Rows from a dataset of pages and code:

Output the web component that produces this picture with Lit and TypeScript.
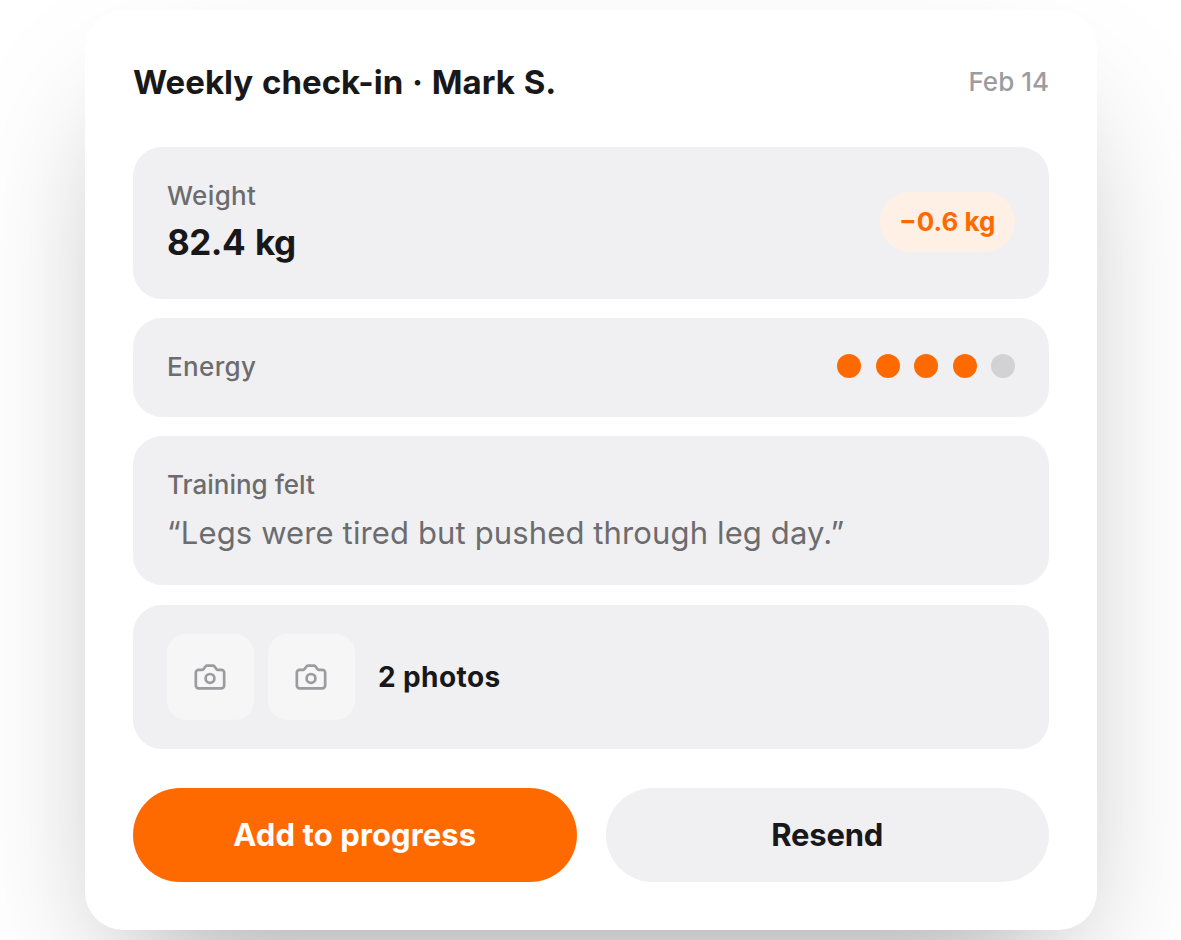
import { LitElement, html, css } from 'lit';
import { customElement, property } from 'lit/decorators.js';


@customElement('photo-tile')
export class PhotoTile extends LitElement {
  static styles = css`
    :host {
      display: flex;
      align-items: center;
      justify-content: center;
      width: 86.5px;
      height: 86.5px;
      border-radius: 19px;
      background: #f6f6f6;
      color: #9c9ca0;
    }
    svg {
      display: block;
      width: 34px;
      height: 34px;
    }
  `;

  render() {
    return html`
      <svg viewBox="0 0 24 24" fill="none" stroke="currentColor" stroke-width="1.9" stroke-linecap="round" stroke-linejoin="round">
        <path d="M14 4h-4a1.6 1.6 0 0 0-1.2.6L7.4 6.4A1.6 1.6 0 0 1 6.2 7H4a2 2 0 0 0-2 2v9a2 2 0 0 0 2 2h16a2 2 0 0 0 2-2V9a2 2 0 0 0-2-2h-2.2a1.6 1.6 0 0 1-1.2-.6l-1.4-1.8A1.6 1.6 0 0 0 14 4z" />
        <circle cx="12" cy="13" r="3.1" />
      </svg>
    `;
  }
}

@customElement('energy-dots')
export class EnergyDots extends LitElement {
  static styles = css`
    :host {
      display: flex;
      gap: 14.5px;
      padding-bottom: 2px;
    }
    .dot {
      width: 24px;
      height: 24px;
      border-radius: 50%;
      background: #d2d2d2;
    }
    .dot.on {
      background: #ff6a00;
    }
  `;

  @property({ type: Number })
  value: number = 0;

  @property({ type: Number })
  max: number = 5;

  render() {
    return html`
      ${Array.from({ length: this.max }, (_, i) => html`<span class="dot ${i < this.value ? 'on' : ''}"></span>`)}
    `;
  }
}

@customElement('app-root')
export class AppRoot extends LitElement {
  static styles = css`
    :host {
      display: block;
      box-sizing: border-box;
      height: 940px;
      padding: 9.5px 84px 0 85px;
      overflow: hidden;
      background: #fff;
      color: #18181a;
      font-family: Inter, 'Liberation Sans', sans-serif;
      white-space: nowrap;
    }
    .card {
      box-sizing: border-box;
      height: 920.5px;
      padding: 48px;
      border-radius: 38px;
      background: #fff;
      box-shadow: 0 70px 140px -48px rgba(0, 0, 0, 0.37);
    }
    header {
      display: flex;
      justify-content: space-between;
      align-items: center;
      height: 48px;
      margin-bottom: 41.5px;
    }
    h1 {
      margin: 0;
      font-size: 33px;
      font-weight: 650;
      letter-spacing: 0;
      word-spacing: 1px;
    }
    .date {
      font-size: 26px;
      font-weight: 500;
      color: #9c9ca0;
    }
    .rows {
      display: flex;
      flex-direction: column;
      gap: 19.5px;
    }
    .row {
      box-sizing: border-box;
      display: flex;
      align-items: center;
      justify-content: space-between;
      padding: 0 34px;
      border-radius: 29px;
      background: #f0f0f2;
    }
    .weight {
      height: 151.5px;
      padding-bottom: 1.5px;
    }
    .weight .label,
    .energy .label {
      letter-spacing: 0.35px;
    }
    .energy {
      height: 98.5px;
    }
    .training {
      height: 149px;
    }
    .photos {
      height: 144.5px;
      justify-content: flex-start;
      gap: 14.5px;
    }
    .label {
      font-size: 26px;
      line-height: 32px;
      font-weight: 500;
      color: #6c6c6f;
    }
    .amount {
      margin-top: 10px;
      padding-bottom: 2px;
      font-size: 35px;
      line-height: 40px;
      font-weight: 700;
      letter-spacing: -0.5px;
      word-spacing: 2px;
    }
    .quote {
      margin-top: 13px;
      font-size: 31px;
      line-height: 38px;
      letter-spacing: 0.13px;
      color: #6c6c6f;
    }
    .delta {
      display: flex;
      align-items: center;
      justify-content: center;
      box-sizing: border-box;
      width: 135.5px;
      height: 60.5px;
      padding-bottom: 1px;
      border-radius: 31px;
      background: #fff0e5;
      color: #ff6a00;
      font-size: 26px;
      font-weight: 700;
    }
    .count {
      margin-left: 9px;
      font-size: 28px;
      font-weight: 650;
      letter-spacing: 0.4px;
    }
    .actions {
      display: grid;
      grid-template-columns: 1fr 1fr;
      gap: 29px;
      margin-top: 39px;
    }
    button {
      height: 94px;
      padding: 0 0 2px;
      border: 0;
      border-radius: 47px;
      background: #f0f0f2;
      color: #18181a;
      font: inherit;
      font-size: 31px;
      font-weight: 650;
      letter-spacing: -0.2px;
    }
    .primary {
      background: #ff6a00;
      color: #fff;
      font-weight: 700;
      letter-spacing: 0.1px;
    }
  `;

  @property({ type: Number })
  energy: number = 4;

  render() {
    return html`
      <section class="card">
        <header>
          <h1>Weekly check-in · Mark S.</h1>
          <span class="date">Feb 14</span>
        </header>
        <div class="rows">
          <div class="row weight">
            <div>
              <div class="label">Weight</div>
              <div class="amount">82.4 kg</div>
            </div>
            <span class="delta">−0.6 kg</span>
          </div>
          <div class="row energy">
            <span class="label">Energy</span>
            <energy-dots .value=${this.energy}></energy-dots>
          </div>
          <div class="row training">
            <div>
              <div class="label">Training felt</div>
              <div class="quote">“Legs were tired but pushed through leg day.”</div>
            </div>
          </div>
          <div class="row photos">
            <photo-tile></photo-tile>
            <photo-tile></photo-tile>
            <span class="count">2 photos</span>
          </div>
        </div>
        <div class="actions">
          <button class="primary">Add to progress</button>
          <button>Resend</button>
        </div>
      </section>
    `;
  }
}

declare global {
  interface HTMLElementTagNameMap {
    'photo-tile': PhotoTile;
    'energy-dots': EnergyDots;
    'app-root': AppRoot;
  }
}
...
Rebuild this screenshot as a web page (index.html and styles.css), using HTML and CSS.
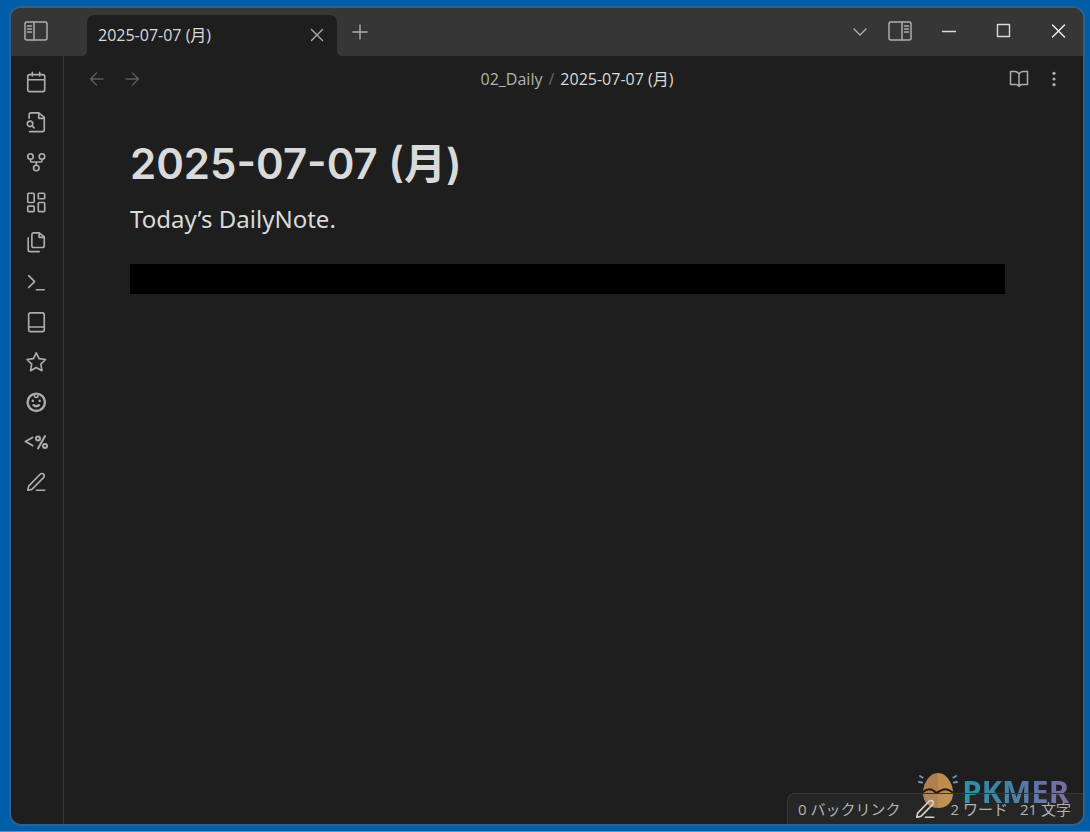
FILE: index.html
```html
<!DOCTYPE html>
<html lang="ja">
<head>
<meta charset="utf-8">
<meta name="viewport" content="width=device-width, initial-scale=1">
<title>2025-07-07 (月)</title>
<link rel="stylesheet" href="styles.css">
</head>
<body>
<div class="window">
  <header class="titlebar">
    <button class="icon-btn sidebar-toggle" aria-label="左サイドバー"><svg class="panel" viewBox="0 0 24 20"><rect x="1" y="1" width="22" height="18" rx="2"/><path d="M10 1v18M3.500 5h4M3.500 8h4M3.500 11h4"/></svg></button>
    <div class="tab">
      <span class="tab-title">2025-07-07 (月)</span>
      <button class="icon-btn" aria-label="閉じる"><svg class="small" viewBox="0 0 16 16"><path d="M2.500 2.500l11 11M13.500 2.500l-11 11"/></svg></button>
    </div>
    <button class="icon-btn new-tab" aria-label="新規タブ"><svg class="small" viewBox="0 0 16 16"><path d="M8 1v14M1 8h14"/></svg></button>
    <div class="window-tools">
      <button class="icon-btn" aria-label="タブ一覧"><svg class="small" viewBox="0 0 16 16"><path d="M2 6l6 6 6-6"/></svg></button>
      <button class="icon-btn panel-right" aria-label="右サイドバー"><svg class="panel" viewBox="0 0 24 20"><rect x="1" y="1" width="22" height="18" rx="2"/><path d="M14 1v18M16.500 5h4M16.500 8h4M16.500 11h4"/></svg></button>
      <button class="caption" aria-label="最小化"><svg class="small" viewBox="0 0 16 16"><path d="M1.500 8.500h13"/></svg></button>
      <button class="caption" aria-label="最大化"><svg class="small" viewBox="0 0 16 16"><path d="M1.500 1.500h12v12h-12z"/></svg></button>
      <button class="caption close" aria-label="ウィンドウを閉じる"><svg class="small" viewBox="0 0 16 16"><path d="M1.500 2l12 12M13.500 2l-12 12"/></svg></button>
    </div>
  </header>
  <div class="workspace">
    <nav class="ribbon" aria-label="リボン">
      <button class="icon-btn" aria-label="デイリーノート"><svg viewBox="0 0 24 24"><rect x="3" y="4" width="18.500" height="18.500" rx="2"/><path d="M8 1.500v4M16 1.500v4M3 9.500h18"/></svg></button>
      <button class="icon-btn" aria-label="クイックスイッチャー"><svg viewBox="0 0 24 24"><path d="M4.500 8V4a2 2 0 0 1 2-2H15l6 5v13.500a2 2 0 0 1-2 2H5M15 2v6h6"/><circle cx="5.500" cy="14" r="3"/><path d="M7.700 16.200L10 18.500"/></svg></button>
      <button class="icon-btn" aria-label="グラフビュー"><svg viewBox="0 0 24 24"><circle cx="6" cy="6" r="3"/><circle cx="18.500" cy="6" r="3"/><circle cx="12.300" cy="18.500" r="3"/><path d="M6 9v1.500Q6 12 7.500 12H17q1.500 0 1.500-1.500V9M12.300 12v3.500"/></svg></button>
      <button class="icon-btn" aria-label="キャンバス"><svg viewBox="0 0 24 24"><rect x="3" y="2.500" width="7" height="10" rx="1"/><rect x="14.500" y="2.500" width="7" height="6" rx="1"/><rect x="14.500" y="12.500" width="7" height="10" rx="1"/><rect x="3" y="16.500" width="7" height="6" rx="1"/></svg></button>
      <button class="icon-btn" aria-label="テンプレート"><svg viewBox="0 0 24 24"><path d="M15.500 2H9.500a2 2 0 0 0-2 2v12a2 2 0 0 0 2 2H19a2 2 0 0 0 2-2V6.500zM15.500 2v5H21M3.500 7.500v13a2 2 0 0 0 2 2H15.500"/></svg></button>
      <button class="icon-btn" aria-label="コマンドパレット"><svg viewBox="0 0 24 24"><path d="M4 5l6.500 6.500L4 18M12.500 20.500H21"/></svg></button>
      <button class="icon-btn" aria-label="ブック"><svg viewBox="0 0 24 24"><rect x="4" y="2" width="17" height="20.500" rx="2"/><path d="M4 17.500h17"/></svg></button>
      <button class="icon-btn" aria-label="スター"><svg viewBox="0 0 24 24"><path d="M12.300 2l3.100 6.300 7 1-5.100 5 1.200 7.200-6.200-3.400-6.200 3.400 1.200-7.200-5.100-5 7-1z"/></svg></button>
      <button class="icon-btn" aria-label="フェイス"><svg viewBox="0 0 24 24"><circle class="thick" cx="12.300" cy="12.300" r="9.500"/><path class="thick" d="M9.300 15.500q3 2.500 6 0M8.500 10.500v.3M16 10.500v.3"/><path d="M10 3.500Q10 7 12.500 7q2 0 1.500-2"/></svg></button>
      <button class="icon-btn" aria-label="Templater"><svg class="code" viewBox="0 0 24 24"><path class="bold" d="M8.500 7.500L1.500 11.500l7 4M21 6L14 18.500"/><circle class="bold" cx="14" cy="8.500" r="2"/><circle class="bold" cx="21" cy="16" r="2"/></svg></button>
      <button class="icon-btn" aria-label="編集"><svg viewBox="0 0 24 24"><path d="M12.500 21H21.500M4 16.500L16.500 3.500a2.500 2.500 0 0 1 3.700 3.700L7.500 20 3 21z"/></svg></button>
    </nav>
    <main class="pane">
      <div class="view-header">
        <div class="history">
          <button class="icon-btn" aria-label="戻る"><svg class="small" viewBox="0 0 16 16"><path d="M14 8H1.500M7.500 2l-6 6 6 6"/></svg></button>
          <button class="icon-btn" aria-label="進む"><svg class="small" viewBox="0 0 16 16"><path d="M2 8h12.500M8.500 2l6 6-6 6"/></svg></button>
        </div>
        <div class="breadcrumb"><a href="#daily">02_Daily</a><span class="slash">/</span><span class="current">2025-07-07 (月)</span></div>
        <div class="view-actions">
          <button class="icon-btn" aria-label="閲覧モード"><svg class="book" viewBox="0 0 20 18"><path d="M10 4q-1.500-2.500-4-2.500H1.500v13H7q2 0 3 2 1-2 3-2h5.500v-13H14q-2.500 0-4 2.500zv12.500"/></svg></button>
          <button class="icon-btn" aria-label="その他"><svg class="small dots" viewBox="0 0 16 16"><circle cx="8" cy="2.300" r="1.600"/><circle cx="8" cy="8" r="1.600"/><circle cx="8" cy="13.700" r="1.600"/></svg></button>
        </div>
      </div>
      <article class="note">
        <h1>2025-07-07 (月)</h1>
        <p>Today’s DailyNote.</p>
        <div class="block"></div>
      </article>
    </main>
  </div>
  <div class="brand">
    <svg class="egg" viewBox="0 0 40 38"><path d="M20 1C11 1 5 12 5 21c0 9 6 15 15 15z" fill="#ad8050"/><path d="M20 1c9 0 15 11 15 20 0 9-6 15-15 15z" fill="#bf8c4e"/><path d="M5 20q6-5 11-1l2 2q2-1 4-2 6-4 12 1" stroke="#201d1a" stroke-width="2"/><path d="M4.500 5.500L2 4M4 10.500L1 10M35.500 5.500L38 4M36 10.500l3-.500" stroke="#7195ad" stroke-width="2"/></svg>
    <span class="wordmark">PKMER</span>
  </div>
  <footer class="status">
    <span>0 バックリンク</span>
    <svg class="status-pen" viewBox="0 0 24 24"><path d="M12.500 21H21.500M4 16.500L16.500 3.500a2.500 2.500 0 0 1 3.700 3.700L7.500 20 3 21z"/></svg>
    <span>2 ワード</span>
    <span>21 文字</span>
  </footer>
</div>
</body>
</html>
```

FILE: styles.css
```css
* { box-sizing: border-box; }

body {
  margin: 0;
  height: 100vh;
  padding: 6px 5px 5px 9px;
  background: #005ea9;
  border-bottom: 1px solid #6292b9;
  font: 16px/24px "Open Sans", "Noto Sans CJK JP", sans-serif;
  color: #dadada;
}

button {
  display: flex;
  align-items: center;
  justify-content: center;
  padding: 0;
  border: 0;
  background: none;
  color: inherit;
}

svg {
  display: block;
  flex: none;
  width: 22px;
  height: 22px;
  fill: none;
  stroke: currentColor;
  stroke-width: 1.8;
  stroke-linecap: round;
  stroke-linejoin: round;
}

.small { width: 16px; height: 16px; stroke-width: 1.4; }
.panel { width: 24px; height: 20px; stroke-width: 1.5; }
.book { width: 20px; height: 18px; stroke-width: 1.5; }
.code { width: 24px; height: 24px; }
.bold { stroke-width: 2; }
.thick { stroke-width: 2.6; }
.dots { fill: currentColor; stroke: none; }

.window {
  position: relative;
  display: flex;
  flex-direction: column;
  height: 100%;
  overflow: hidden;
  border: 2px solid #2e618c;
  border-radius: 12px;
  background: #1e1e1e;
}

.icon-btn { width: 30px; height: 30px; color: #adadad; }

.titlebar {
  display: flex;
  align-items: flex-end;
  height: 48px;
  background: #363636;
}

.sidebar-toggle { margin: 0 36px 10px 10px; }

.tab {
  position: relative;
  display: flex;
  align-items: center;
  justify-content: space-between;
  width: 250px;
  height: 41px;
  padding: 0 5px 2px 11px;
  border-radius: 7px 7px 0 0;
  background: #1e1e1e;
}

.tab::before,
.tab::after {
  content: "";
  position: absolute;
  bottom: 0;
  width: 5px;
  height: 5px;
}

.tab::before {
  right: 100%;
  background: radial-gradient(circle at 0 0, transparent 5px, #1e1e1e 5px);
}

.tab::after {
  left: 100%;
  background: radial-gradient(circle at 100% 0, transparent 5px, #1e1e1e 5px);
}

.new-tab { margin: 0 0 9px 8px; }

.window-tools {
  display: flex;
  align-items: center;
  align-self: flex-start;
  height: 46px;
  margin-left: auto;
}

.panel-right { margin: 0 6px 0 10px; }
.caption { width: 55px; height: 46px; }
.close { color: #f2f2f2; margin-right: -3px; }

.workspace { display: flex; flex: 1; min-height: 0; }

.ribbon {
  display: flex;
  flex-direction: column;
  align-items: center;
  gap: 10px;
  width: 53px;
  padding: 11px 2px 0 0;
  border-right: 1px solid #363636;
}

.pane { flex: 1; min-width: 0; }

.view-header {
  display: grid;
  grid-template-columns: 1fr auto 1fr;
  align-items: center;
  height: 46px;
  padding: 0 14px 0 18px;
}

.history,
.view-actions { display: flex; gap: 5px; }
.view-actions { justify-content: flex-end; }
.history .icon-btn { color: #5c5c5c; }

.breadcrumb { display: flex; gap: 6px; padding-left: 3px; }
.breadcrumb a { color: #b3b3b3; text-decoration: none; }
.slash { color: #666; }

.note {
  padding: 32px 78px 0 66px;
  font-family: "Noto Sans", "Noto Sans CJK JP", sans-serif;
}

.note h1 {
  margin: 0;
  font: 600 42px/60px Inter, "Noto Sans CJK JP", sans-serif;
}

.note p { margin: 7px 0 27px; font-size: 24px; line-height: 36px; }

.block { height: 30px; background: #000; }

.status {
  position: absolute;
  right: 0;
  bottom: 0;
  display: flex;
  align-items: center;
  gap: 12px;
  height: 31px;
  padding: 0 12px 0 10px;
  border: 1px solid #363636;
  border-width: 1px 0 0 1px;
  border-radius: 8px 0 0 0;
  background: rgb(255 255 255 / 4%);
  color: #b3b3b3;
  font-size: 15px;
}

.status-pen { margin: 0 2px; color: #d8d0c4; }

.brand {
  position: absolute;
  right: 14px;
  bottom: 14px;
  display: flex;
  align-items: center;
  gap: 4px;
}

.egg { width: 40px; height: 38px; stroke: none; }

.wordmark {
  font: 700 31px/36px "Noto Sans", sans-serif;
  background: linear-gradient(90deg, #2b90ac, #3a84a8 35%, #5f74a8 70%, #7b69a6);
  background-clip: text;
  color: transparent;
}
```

• **Your task**
Reproduce each line holding the word "index".

• **Result**
Rebuild this screenshot as a web page (index.html and styles.css), using HTML and CSS.
FILE: index.html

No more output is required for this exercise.